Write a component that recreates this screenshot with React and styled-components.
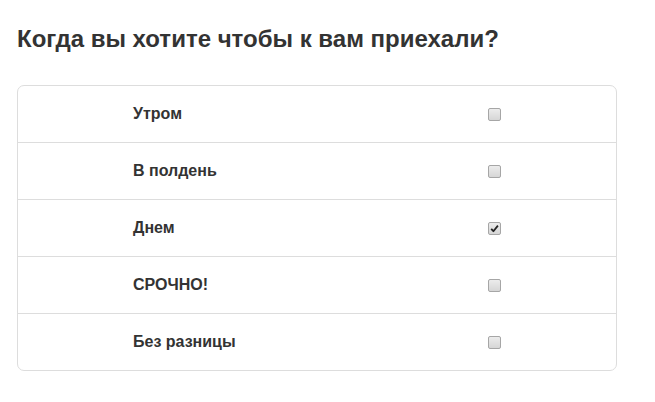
import React, { useState } from "react";
import styled, { createGlobalStyle } from "styled-components";

const GlobalStyle = createGlobalStyle`
  html, body {
    margin: 0;
    padding: 0;
    background: #fff;
    font-family: "Liberation Sans", Arial, sans-serif;
    color: #333;
  }
`;

const Page = styled.div`
  padding: 0 17px;
`;

const Title = styled.h3`
  margin: 26px 0 33px;
  font-size: 24px;
  line-height: 26px;
  font-weight: bold;
  color: #333;
`;

const Table = styled.div`
  width: 600px;
  box-sizing: border-box;
  border: 1px solid #ddd;
  border-radius: 7px;
`;

const Row = styled.div`
  display: grid;
  grid-template-columns: 115px 355px 1fr;
  align-items: center;
  height: 56px;
  border-top: ${(p) => (p.first ? "none" : "1px solid #ddd")};
`;

const Label = styled.span`
  grid-column: 2;
  font-size: 16px;
  font-weight: bold;
  color: #333;
`;

const Box = styled.span`
  grid-column: 3;
  width: 11px;
  height: 11px;
  border: 1px solid #a6a6a6;
  border-radius: 2px;
  background: linear-gradient(#ececec, #d6d6d6);
  display: flex;
  align-items: center;
  justify-content: center;
  cursor: pointer;
  svg {
    display: block;
  }
`;

const Check = ({ checked, onClick }) => (
  <Box role="checkbox" aria-checked={checked} onClick={onClick}>
    {checked && (
      <svg width="9" height="9" viewBox="0 0 9 9">
        <path d="M1.2 4.8 L3.4 7.2 L7.9 1.6" fill="none" stroke="#222" strokeWidth="1.8" strokeLinejoin="round" />
      </svg>
    )}
  </Box>
);

const options = ["Утром", "В полдень", "Днем", "СРОЧНО!", "Без разницы"];

export default function App() {
  const [checked, setChecked] = useState({ "Днем": true });

  const toggle = (key) => setChecked((c) => ({ ...c, [key]: !c[key] }));

  return (
    <Page>
      <GlobalStyle />
      <Title>Когда вы хотите чтобы к вам приехали?</Title>
      <Table>
        {options.map((o, i) => (
          <Row key={o} first={i === 0}>
            <Label>{o}</Label>
            <Check checked={!!checked[o]} onClick={() => toggle(o)} />
          </Row>
        ))}
      </Table>
    </Page>
  );
}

────────────────────────────────────────

Retype each line of the listing above word for word. Exclude the pictures.

Write a component that recreates this screenshot with React and styled-components.
import React, { useState } from "react";
import styled, { createGlobalStyle } from "styled-components";

const GlobalStyle = createGlobalStyle`
  html, body {
    margin: 0;
    padding: 0;
    background: #fff;
    font-family: "Liberation Sans", Arial, sans-serif;
    color: #333;
  }
`;

const Page = styled.div`
  padding: 0 17px;
`;

const Title = styled.h3`
  margin: 26px 0 33px;
  font-size: 24px;
  line-height: 26px;
  font-weight: bold;
  color: #333;
`;

const Table = styled.div`
  width: 600px;
  box-sizing: border-box;
  border: 1px solid #ddd;
  border-radius: 7px;
`;

const Row = styled.div`
  display: grid;
  grid-template-columns: 115px 355px 1fr;
  align-items: center;
  height: 56px;
  border-top: ${(p) => (p.first ? "none" : "1px solid #ddd")};
`;

const Label = styled.span`
  grid-column: 2;
  font-size: 16px;
  font-weight: bold;
  color: #333;
`;

const Box = styled.span`
  grid-column: 3;
  width: 11px;
  height: 11px;
  border: 1px solid #a6a6a6;
  border-radius: 2px;
  background: linear-gradient(#ececec, #d6d6d6);
  display: flex;
  align-items: center;
  justify-content: center;
  cursor: pointer;
  svg {
    display: block;
  }
`;

const Check = ({ checked, onClick }) => (
  <Box role="checkbox" aria-checked={checked} onClick={onClick}>
    {checked && (
      <svg width="9" height="9" viewBox="0 0 9 9">
        <path d="M1.2 4.8 L3.4 7.2 L7.9 1.6" fill="none" stroke="#222" strokeWidth="1.8" strokeLinejoin="round" />
      </svg>
    )}
  </Box>
);

const options = ["Утром", "В полдень", "Днем", "СРОЧНО!", "Без разницы"];

export default function App() {
  const [checked, setChecked] = useState({ "Днем": true });

  const toggle = (key) => setChecked((c) => ({ ...c, [key]: !c[key] }));

  return (
    <Page>
      <GlobalStyle />
      <Title>Когда вы хотите чтобы к вам приехали?</Title>
      <Table>
        {options.map((o, i) => (
          <Row key={o} first={i === 0}>
            <Label>{o}</Label>
            <Check checked={!!checked[o]} onClick={() => toggle(o)} />
          </Row>
        ))}
      </Table>
    </Page>
  );
}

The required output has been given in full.